Work through the data line by line, gathering every line that has the word "TypeScript".

→ Stored records:
============================================================
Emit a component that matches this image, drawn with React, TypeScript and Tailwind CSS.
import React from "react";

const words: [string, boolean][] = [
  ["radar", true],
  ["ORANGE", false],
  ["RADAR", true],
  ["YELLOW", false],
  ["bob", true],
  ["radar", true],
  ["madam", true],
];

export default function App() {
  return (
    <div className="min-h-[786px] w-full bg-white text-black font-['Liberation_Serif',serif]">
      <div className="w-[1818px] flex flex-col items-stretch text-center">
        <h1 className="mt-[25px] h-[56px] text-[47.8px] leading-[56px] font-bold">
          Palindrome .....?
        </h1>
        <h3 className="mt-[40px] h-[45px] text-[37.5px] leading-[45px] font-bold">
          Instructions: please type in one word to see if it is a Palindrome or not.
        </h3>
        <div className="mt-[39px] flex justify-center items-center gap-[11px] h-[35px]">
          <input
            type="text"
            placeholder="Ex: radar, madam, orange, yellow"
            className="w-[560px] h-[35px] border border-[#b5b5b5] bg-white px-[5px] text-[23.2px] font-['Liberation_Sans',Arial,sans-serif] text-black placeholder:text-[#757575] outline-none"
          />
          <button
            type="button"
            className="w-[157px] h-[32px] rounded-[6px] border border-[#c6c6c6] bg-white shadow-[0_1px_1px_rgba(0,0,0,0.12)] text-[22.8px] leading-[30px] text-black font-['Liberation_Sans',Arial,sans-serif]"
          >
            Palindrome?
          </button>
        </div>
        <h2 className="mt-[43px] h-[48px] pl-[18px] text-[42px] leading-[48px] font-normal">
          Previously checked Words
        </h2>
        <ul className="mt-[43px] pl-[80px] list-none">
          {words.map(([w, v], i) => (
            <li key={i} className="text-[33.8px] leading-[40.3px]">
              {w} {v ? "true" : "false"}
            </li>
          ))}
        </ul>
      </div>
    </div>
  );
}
============================================================
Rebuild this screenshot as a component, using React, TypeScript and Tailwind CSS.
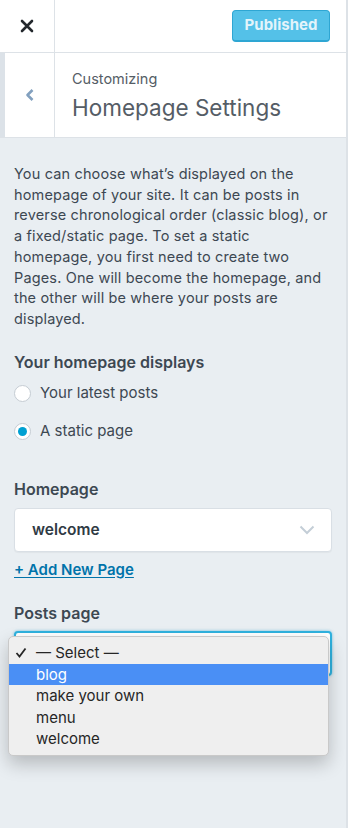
============================================================
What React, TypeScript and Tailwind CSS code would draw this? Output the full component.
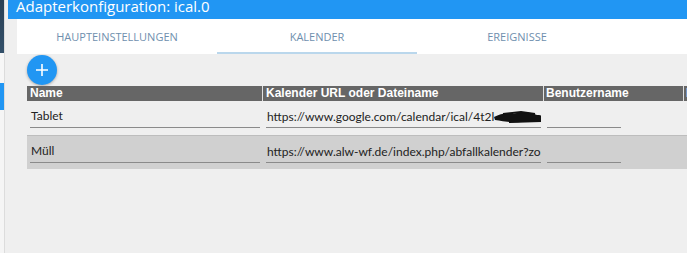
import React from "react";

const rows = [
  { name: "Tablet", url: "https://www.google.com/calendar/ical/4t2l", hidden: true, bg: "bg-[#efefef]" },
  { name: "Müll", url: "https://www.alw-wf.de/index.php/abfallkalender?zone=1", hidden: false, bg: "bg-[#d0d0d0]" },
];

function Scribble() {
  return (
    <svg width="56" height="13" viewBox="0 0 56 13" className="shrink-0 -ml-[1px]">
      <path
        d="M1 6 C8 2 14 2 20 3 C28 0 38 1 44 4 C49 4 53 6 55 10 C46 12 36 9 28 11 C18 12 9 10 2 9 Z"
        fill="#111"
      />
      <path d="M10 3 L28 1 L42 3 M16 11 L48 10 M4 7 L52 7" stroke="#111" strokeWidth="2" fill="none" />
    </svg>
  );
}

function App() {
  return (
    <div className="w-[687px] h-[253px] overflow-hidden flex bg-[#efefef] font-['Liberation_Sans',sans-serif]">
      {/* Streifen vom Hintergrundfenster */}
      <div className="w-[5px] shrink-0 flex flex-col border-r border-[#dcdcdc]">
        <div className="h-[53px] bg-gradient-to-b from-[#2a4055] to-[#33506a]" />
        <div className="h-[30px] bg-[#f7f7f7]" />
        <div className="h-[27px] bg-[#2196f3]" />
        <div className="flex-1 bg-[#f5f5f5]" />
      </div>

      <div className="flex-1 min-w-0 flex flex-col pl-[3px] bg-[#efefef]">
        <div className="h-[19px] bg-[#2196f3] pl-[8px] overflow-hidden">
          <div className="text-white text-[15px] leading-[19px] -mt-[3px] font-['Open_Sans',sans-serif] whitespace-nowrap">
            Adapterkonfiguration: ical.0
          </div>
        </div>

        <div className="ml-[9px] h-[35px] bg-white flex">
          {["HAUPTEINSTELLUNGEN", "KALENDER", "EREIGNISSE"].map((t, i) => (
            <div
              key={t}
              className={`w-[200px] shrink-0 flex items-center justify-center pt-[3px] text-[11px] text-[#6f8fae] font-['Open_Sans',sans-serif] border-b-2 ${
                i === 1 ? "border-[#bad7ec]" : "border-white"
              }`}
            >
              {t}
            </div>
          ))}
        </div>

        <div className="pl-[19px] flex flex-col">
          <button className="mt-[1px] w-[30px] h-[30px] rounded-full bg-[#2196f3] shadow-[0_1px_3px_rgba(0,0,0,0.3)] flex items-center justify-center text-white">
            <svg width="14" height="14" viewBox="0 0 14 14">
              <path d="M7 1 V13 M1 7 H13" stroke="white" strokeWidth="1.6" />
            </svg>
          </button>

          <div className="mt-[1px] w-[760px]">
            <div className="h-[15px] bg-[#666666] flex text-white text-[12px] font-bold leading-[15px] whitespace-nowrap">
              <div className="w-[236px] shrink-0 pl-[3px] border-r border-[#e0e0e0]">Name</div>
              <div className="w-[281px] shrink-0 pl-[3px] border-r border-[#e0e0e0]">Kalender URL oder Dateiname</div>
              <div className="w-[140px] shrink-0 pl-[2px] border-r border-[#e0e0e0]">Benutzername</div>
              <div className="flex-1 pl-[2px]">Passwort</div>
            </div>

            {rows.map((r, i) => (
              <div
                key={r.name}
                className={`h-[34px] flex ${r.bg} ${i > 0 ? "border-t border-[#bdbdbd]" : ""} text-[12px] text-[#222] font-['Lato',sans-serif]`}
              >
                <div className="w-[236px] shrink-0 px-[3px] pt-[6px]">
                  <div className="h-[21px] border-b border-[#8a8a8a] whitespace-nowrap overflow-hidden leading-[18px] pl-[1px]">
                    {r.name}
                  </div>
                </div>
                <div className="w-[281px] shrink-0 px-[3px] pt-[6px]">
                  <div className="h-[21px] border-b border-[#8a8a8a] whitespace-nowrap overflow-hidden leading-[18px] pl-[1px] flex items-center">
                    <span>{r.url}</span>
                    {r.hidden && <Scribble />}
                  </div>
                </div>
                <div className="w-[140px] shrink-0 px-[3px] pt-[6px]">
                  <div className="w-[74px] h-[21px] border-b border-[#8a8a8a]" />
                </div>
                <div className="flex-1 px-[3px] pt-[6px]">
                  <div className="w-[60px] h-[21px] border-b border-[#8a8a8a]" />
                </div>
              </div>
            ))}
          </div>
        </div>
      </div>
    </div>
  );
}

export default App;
============================================================
→ Result:
Emit a component that matches this image, drawn with React, TypeScript and Tailwind CSS.
Rebuild this screenshot as a component, using React, TypeScript and Tailwind CSS.
What React, TypeScript and Tailwind CSS code would draw this? Output the full component.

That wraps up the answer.